Investigation of axis-fitting-based measurement and identification techniques for kinematic parameters in multi-joint industrial robots

Abstract

To improve the positioning accuracy of industrial robots and meet the requirements of industrial applications, this study begins with the structural design of multi-jointed industrial robots and proposes a kinematic calibration method based on axis fitting. The proposed method introduces an axis fitting technique based on circle fitting. Utilizing the results of the axis fitting, a method for establishing link coordinate systems by referencing the Modified Denavit-Hartenberg (MD-H) model is presented. Subsequently, a kinematic parameter identification method is proposed. This study primarily investigates the impact of joint rotation angles on the accuracy of axis fitting. The study reveals that when the rotation angle is greater than or equal to 20°, the circularity of the circle fitting is less than 0.008 mm, and the planarity is less than 0.01 mm, indicating that the proposed fitting algorithm meets the required precision for small angle rotations.

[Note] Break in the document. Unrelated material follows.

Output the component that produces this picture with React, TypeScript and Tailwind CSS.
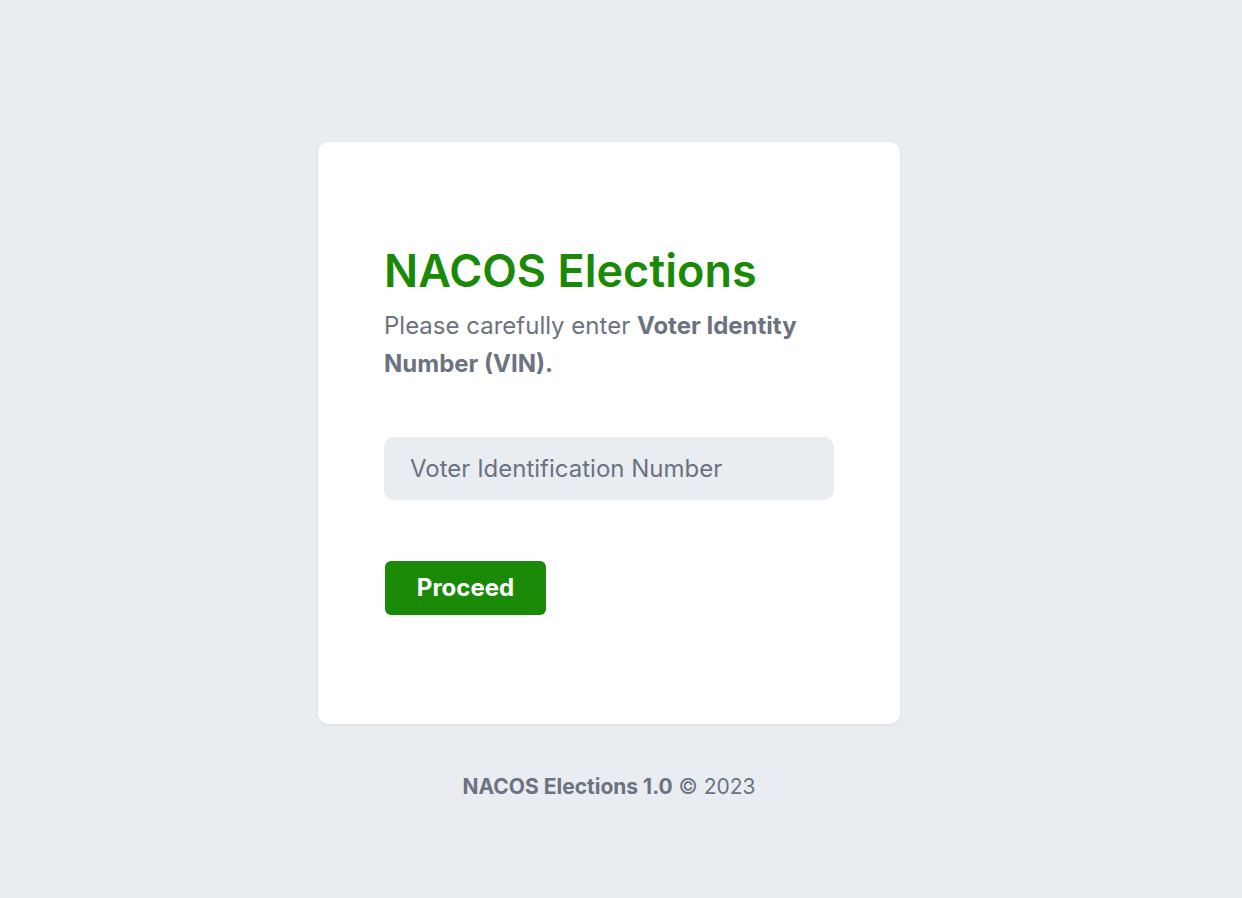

Finally, the positioning accuracy of the target robot is verified according to ISO 9283:1998. After calibration, the positioning accuracy at point P1 improves from 1.64 mm to 0.46 mm, an enhancement of 71.95 %, which is the most significant improvement. At point P2, the positioning accuracy improves from 1.75 mm to 0.69 mm, an enhancement of 60.5 %, which is the least improvement. The advantage of this method lies in its ability to identify kinematic parameters that align with the actual structure of the robot using a simple measurement method, thereby improving the robot's positioning accuracy.